Friday, February 1, 2013

Write Your Goals: How Putting Your Target into Words Can Lead to Writing Success

Do you ever write down goals for yourself? I don't mean your to-do list. I mean shaping your long-term and short-term life goals into actual words that you put down on paper so you can read them and move toward them.

Blurry. But still in print!
It may seem a little late to talk about setting goals for 2013, since it's not January anymore. On the other hand, most people who get excited about goal-setting and making resolutions on January 1 have quit by February 1, so maybe we're right on track for those of us who are serious about achieving something new this year. At the very least, all the glamour of New Year's Day has worn off, and now we're at the part of the year where reality sets in, and we can truly think about what we want to see happen in our lives this year.

One of my own goals this year is to write consistently and to finish drafts for the two novels I have been working on over the course of the past two years. At least one will be ready to be submitted by the middle of the year, and ideally, the second will be submission-ready by December. Those are my targets. And as you can see, I've put them down in print, so I can't deny them later.

There's just something about quantifying our goals, painting them into a visible target with our words, and then keeping that piece of paper in front of us so we use it to gauge how well we are doing on our journey toward our destination. It may be hard to believe that this works. But studies show that people who write down their goals are much more likely to actually achieve their goals than people who don't. In fact, one study shows you'll be 33% more likely to succeed if you write your goals down and share them with others. (Here are the details if you want to know more.)

Michael Hyatt wrote a terrific article about how he uses written goals to achieve the success he wants. And he gives five reasons why this technique works. Basically, it boils down to this:

  1. Writing gives you a clear picture of what you actually want. It's specific, not general. Specific places are places we can more easily arrive at.
  2. Writing is an action. It's the first step along the road, and once you've taken a step, it's easier to take the next step.
  3. Written goals help you figure out what doesn't fit with your life plan, as well as what does fit. So, you can avoid rabbit trails.
  4. Written goals help you encourage yourself when you're tempted to give up because things are hard.
  5. When you reach your goal, you can clearly see in writing where you started from. That is, you started with an idea. Then you lived it out. And being able to look back on your progress is very satisfying.
Writing goals down on paper works. Here's a real-life example:

The famous, goal-making
book that worked for
my friend.
I have a friend who landed a book contract last year with a Christian publisher. She has been a fan of the book Write It Down, Make It Happen for years, which talks about writing goals down as a way to achieving them. Years ago, this friend of mine wrote down a goal: to be a highly sought-after author and speaker. In fact, she specifically wanted and wrote down that people would come to her, because she didn't want to run around trying to chase down opportunities. She wanted the opportunities to show up at her door.

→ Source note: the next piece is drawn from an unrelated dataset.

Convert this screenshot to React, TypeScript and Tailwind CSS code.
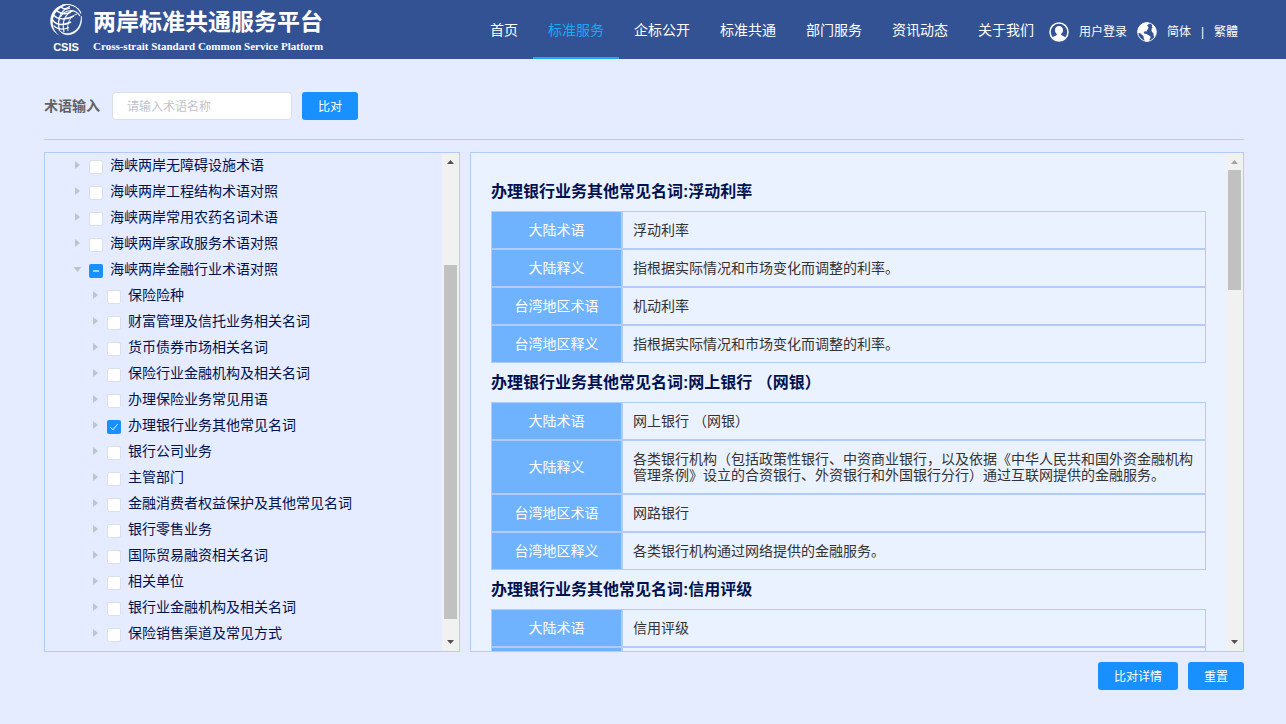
import { useState } from "react";

type TreeNode = {
  label: string;
  level: 1 | 2;
  state?: "checked" | "partial";
  open?: boolean;
};

const NAV = ["首页", "标准服务", "企标公开", "标准共通", "部门服务", "资讯动态", "关于我们"];

const TREE: TreeNode[] = [
  { label: "海峡两岸无障碍设施术语", level: 1 },
  { label: "海峡两岸工程结构术语对照", level: 1 },
  { label: "海峡两岸常用农药名词术语", level: 1 },
  { label: "海峡两岸家政服务术语对照", level: 1 },
  { label: "海峡两岸金融行业术语对照", level: 1, state: "partial", open: true },
  { label: "保险险种", level: 2 },
  { label: "财富管理及信托业务相关名词", level: 2 },
  { label: "货币债券市场相关名词", level: 2 },
  { label: "保险行业金融机构及相关名词", level: 2 },
  { label: "办理保险业务常见用语", level: 2 },
  { label: "办理银行业务其他常见名词", level: 2, state: "checked" },
  { label: "银行公司业务", level: 2 },
  { label: "主管部门", level: 2 },
  { label: "金融消费者权益保护及其他常见名词", level: 2 },
  { label: "银行零售业务", level: 2 },
  { label: "国际贸易融资相关名词", level: 2 },
  { label: "相关单位", level: 2 },
  { label: "银行业金融机构及相关名词", level: 2 },
  { label: "保险销售渠道及常见方式", level: 2 },
];

const TERMS: { title: string; rows: [string, string][] }[] = [
  {
    title: "办理银行业务其他常见名词:浮动利率",
    rows: [
      ["大陆术语", "浮动利率"],
      ["大陆释义", "指根据实际情况和市场变化而调整的利率。"],
      ["台湾地区术语", "机动利率"],
      ["台湾地区释义", "指根据实际情况和市场变化而调整的利率。"],
    ],
  },
  {
    title: "办理银行业务其他常见名词:网上银行 （网银）",
    rows: [
      ["大陆术语", "网上银行 （网银）"],
      [
        "大陆释义",
        "各类银行机构（包括政策性银行、中资商业银行，以及依据《中华人民共和国外资金融机构管理条例》设立的合资银行、外资银行和外国银行分行）通过互联网提供的金融服务。",
      ],
      ["台湾地区术语", "网路银行"],
      ["台湾地区释义", "各类银行机构通过网络提供的金融服务。"],
    ],
  },
  {
    title: "办理银行业务其他常见名词:信用评级",
    rows: [
      ["大陆术语", "信用评级"],
      ["", ""],
    ],
  },
];

function LogoMark() {
  return (
    <svg viewBox="0 0 34 34" className="h-[34px] w-[34px]" fill="none" stroke="#fff">
      <path d="M20 1.200C9 .5 1.500 8 1.300 17.500C1.200 24 4.500 29.500 10.500 32.500C5.500 28.500 3.300 24 3.800 18C4.400 10 10.500 3.500 20 1.200Z" fill="#fff" stroke="none" />
      <path d="M13 2C21 .2 29 3 32 10.500" strokeWidth="1.100" />
      <path d="M32.300 13C34 22 28.500 31.500 19 31.800C15 31.800 12 30 10.500 27.500C14 31 19 31.300 23.500 29.300C29.500 26.500 32.300 20.500 32.300 13Z" fill="#fff" strokeWidth="0.600" />
      <path d="M11.500 14C15 6.500 26 5 31 13" strokeWidth="1.100" />
      <path d="M21 3.500C12 7 7.500 16 10.500 27.500" strokeWidth="1.300" />
      <path d="M24 7.500C16 11 12.500 19 15 29" strokeWidth="1.100" />
      <path d="M28 11C21 13.500 17.500 20 19 28" strokeWidth="0.900" />
      <path d="M7.500 7.500C12 11.500 17 11.500 22 9" strokeWidth="1.500" />
      <path d="M4.500 12C9 17 17 17 25 13" strokeWidth="1.500" />
      <path d="M3.500 17C8 22.500 15 22.500 22 19" strokeWidth="1.400" />
      <path d="M4.500 22.500C9 27 14 27 20 24.500" strokeWidth="1.200" />
      <path d="M12 4C15 6.500 18 6.500 21 5" strokeWidth="1.300" />
    </svg>
  );
}

function UserIcon() {
  return (
    <svg viewBox="0 0 20 20" className="h-5 w-5">
      <circle cx="10" cy="10" r="9" fill="none" stroke="#fff" strokeWidth="1.500" />
      <path
        d="M10 4C7.500 4 6 5.800 6 8.200C6 9.800 6.800 11.200 7.900 12C7.900 13 7.500 13.400 6.400 13.800C5 14.300 4.200 14.800 3.800 15.800A8.500 8.500 0 0 0 16.200 15.800C15.800 14.800 15 14.300 13.600 13.800C12.500 13.400 12.100 13 12.100 12C13.200 11.200 14 9.800 14 8.200C14 5.800 12.500 4 10 4Z"
        fill="#fff"
      />
    </svg>
  );
}

function GlobeIcon() {
  return (
    <svg viewBox="0 0 20 20" className="h-5 w-5">
      <circle cx="10" cy="10" r="9.300" fill="none" stroke="#fff" strokeWidth="1" />
      <path
        d="M10.500 .6C6 .4 2.200 3 1 7.200C.5 9 .7 10.300 1.200 11.200C2.400 10.600 3.200 10.900 4.300 12.200C5.200 13.200 6.600 13.400 6.500 14.600C6.400 16 7.200 17.400 8 19.200C9 19.600 10.500 19.500 12 19.200C12.200 17.300 13.600 16.400 13.600 15C13.500 13.800 11.800 13.600 10.700 12.700C9.500 11.800 8.300 11.700 7.400 11.500C6.500 11.200 6.700 10 7.500 9.500C8.400 9 9 9.600 9.700 9.500C9.800 8 11.300 7 11.500 5.600C11.600 4.600 10.500 4.800 10.200 3.800C10.300 3 11.600 2.500 12.400 1Z"
        fill="#fff"
      />
      <path
        d="M15.500 2.600C14.500 3.600 14.800 4.700 15.600 5.500C14.500 6.300 14.600 7.200 14.500 8.200C14.500 9.600 15.500 10.600 16.500 11.300C16.200 12.900 16.600 14.100 17.300 15.300C20 12 20.300 6 15.500 2.600Z"
        fill="#fff"
      />
    </svg>
  );
}

function Header() {
  return (
    <header className="flex h-[59px] items-stretch bg-[#335293] pr-12 pl-12 text-white">
      <a href="#" className="flex items-start" aria-label="两岸标准共通服务平台">
        <span className="flex w-9 flex-col items-center pt-[3px]">
          <LogoMark />
          <span className="pt-1 text-[11px] leading-3 font-bold">CSIS</span>
        </span>
        <span className="flex flex-col pt-2 pl-[9px] font-['Liberation_Serif','Noto_Sans_CJK_SC',serif] font-bold whitespace-nowrap">
          <span className="text-[23px] leading-[30px]">两岸标准共通服务平台</span>
          <span className="text-[11px] leading-4">Cross-strait Standard Common Service Platform</span>
        </span>
      </a>
      <nav className="ml-auto flex text-sm whitespace-nowrap">
        {NAV.map((item) => (
          <a
            key={item}
            href="#"
            className={
              item === "标准服务"
                ? "flex items-center border-b-2 border-[#19a9f5] px-[15px] pt-[2px] text-[#19a9f5]"
                : "flex items-center border-b-2 border-transparent px-[15px] pt-[2px]"
            }
          >
            {item}
          </a>
        ))}
      </nav>
      <div className="flex items-center pt-1 text-xs whitespace-nowrap">
        <a href="#" className="flex items-center gap-[10px]">
          <UserIcon />
          <span>用户登录</span>
        </a>
        <a href="#" className="ml-[10px] flex items-center gap-[10px]">
          <GlobeIcon />
          <span>简体</span>
        </a>
        <span className="w-[23px] text-center">|</span>
        <a href="#">繁體</a>
      </div>
    </header>
  );
}

function ScrollBar({ start, size, atTop }: { start: number; size: number; atTop?: boolean }) {
  return (
    <div className="flex w-[17px] shrink-0 flex-col bg-[#f1f1f1]" aria-hidden="true">
      <svg viewBox="0 0 17 17" className="h-[17px] w-[17px]">
        <path d="M5 11L8.500 7L12 11Z" fill={atTop ? "#a3a3a3" : "#505050"} />
      </svg>
      <div className="flex grow flex-col items-center">
        <div style={{ height: `${start}%` }} />
        <div className="w-[13px] bg-[#c1c1c1]" style={{ height: `${size}%` }} />
      </div>
      <svg viewBox="0 0 17 17" className="h-[17px] w-[17px]">
        <path d="M5 6L8.500 10L12 6Z" fill="#505050" />
      </svg>
    </div>
  );
}

function TreeRow({ node, id }: { node: TreeNode; id: string }) {
  const [state, setState] = useState(node.state);
  return (
    <li className={node.level === 1 ? "flex h-[26px] items-center pl-5" : "flex h-[26px] items-center pl-[38px]"}>
      <button type="button" aria-label="展开" className="flex h-6 w-6 shrink-0 justify-center pt-1">
        <svg viewBox="0 0 12 12" className="h-3 w-3" fill="#c0c4cc">
          {node.open ? <path d="M2.500 5L10.500 5L6.500 10Z" /> : <path d="M4 3L9 7L4 11Z" />}
        </svg>
      </button>
      <span className="relative mt-[2px] h-[14px] w-[14px] shrink-0">
        <input
          id={id}
          type="checkbox"
          checked={state === "checked"}
          onChange={() => setState(state === "checked" ? undefined : "checked")}
          className={
            state
              ? "block h-[14px] w-[14px] appearance-none rounded-[2px] bg-[#1890ff]"
              : "block h-[14px] w-[14px] appearance-none rounded-[2px] border border-[#dcdfe6] bg-white"
          }
        />
        {state && (
          <svg viewBox="0 0 14 14" className="pointer-events-none absolute inset-0" fill="none" stroke="#fff">
            {state === "checked" ? <path d="M3.500 7.200L6 9.800L10.500 4.200" /> : <path d="M4 7H10" stroke="#a3d3ff" strokeWidth="2" />}
          </svg>
        )}
      </span>
      <label htmlFor={id} className="pb-[2px] pl-[7px] leading-5 whitespace-nowrap">
        {node.label}
      </label>
    </li>
  );
}

export default function App() {
  return (
    <div className="min-h-screen bg-[#e5ecff] font-['Liberation_Sans','Noto_Sans_CJK_SC',sans-serif] text-sm text-[#333]">
      <Header />
      <main className="pt-[33px] pr-[42px] pl-11">
        <form className="flex items-center border-b border-[#b3cbfa] pb-[19px]" onSubmit={(e) => e.preventDefault()}>
          <label htmlFor="term" className="w-[68px] font-bold text-[#606266]">
            术语输入
          </label>
          <input
            id="term"
            placeholder="请输入术语名称"
            className="h-7 w-[180px] rounded-[4px] border border-[#dcdfe6] bg-white px-[14px] pt-[2px] text-xs placeholder:text-[#c0c4cc]"
          />
          <button type="submit" className="ml-[10px] h-7 rounded-[3px] bg-[#1890ff] px-4 pt-[2px] text-xs text-white">
            比对
          </button>
        </form>

        <div className="mt-3 flex h-[500px] gap-[10px]">
          <section className="flex w-[416px] shrink-0 border border-[#b3cbfa]">
            <ul className="min-w-0 grow overflow-y-auto text-[#00114f] [scrollbar-width:none]">
              {TREE.map((node, i) => (
                <TreeRow key={node.label} node={node} id={`node-${i}`} />
              ))}
            </ul>
            <ScrollBar start={20.5} size={76.3} />
          </section>

          <section className="flex min-w-0 grow border border-[#b3cbfa] bg-[#ebf2ff]">
            <div className="min-w-0 grow overflow-y-auto pt-[19px] pr-5 pl-5 [scrollbar-width:none]">
              {TERMS.map((term) => (
                <article key={term.title}>
                  <h2 className="h-[39px] text-base leading-10 font-bold text-[#00114f]">{term.title}</h2>
                  <table className="w-full border-separate border-spacing-0 leading-4">
                    <tbody>
                      {term.rows.map(([name, value]) => (
                        <tr key={name} className="h-[38px]">
                          <th className="w-[131px] border border-[#b3cbfa] bg-[#6fb3ff] py-[10px] font-normal text-white">
                            {name}
                          </th>
                          <td className="border border-[#b3cbfa] px-[10px] py-[10px]">{value}</td>
                        </tr>
                      ))}
                    </tbody>
                  </table>
                </article>
              ))}
            </div>
            <ScrollBar start={0} size={25.9} atTop />
          </section>
        </div>

        <div className="flex justify-end gap-[10px] pt-[10px] pb-[34px] text-xs text-white">
          <button type="button" className="h-7 rounded-[3px] bg-[#1890ff] px-4 pt-[2px]">
            比对详情
          </button>
          <button type="button" className="h-7 rounded-[3px] bg-[#1890ff] px-4 pt-[2px]">
            重置
          </button>
        </div>
      </main>
    </div>
  );
}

And sure enough, that's what she got. She met someone who worked for the publisher in question. The person liked my friend, thought she had a great message to share, pitched a book idea to the publishing company, got approval, and then returned to my friend to say: "Hey, you've got a book deal if you want it." My friend is in the process of getting that book out now. How cool is that? And it's precisely what she wrote down as her goal.

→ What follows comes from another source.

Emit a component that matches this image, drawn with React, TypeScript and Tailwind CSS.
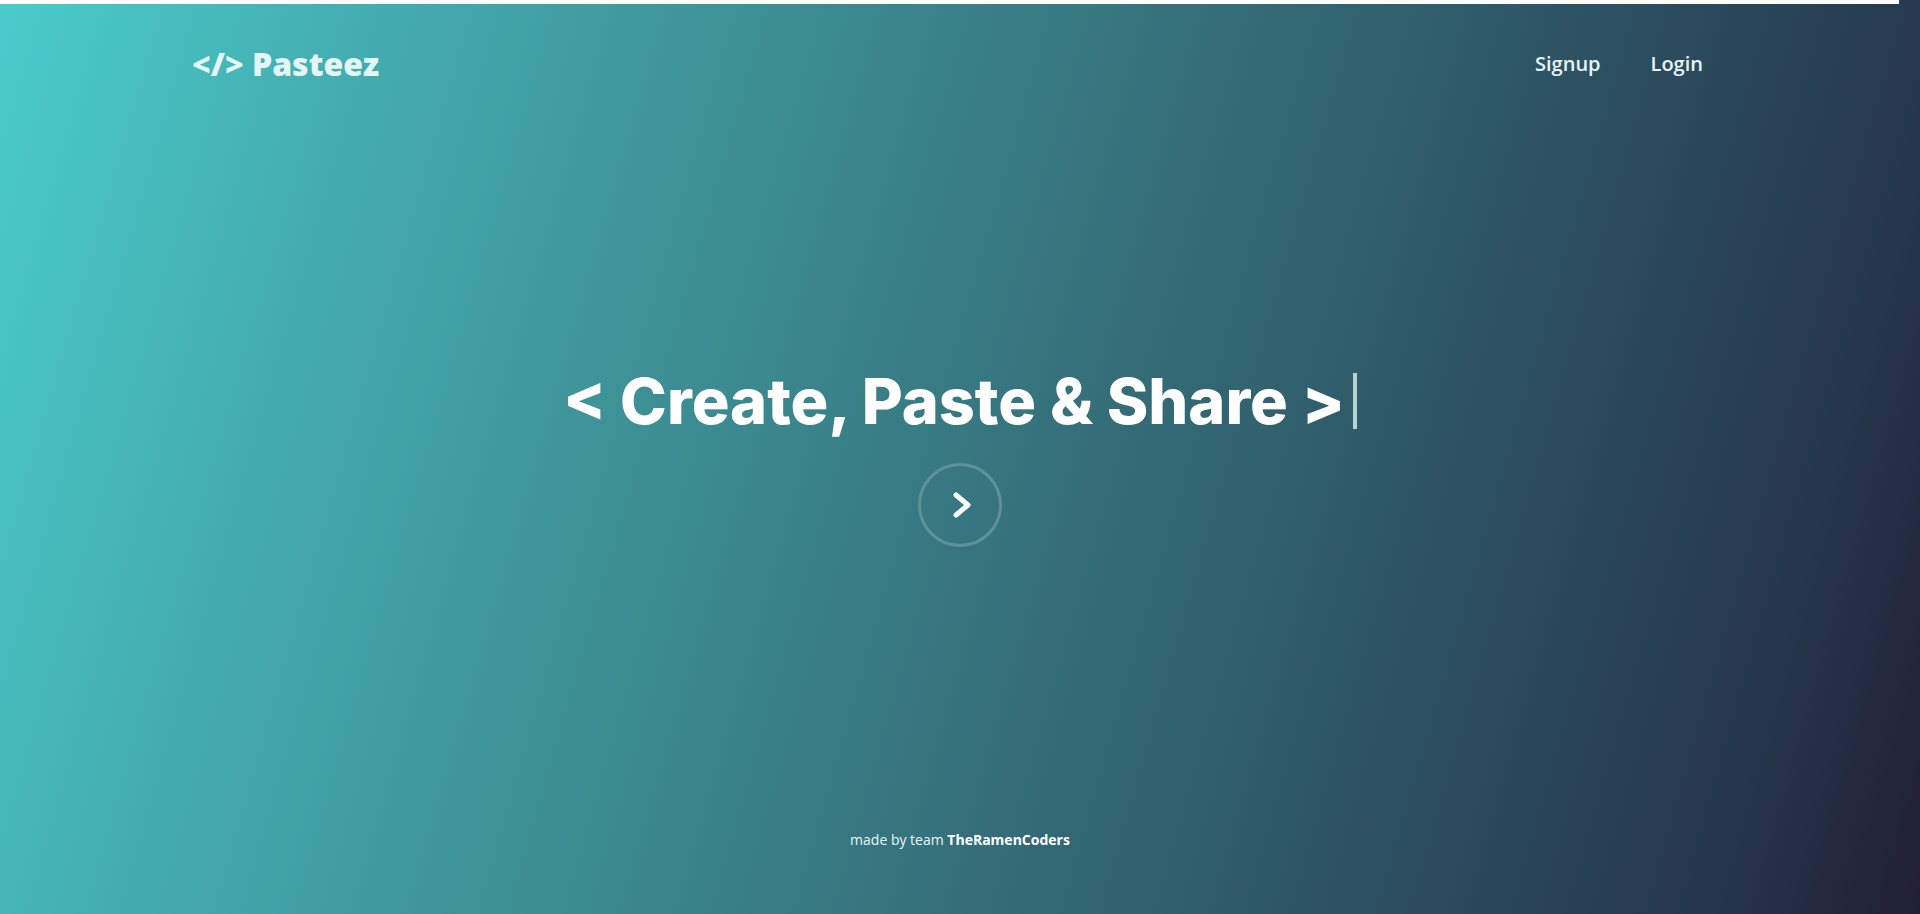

I've already put my 2013 writing goals into print in this post. But what about your goals? What would you like to achieve this year? Be specific, and write it down. I'd love you to share them here. But I also suggest you write them in your journal or on post-it notes that you hang in your bathroom, or something similar, so you can go back and read them often. When you achieve those goals (and you will), let me know. Share the good news here, so we can all celebrate with you! I'll do the same.

And don't forget, we're working toward writing consistency this year too. Jump in on the discussion and the mutual encouragement with our hashtag on Twitter: #writinghabit. See you there!

Copyright (c) 2013 by M.A. Chiappetta. All rights reserved.


  1. There is no better way to solidify your goals than to commit them to paper. I one-upped that this year and posted them on my blog for all the world to see! I know, I must be insane. Now it's on me to deliver on the promise I made to myself and my readers. I just have to think of all the money I'll save not going out while I tap away at those keys!

    1. I'm right there with you! We can be insane together. LOL. Seriously, though, I have great blog friends, and they're all supportive. I'm sure the same is true for you. Wishing you the best with those writing goals. Stop in from time to time and let me know how it's going for you.

  2. I totally agree about the difference in writing things down. My dad taught me this valuable rule of thumb about 40 years ago. He said to put the note on my mirror or somewhere visible, where I would see it and be reminded every day until I achieved my goal. Years later, I have notes on my desk, on my walls, on my mirrors, in my car and all through my "daily use" notebooks. Every note is a very important one. My life is one big "note."

    Moral of the story (for me): It is often way too easy to let your goals become bigger and more numerous than the time or ability to fulfill. That's when "notes" become "lists."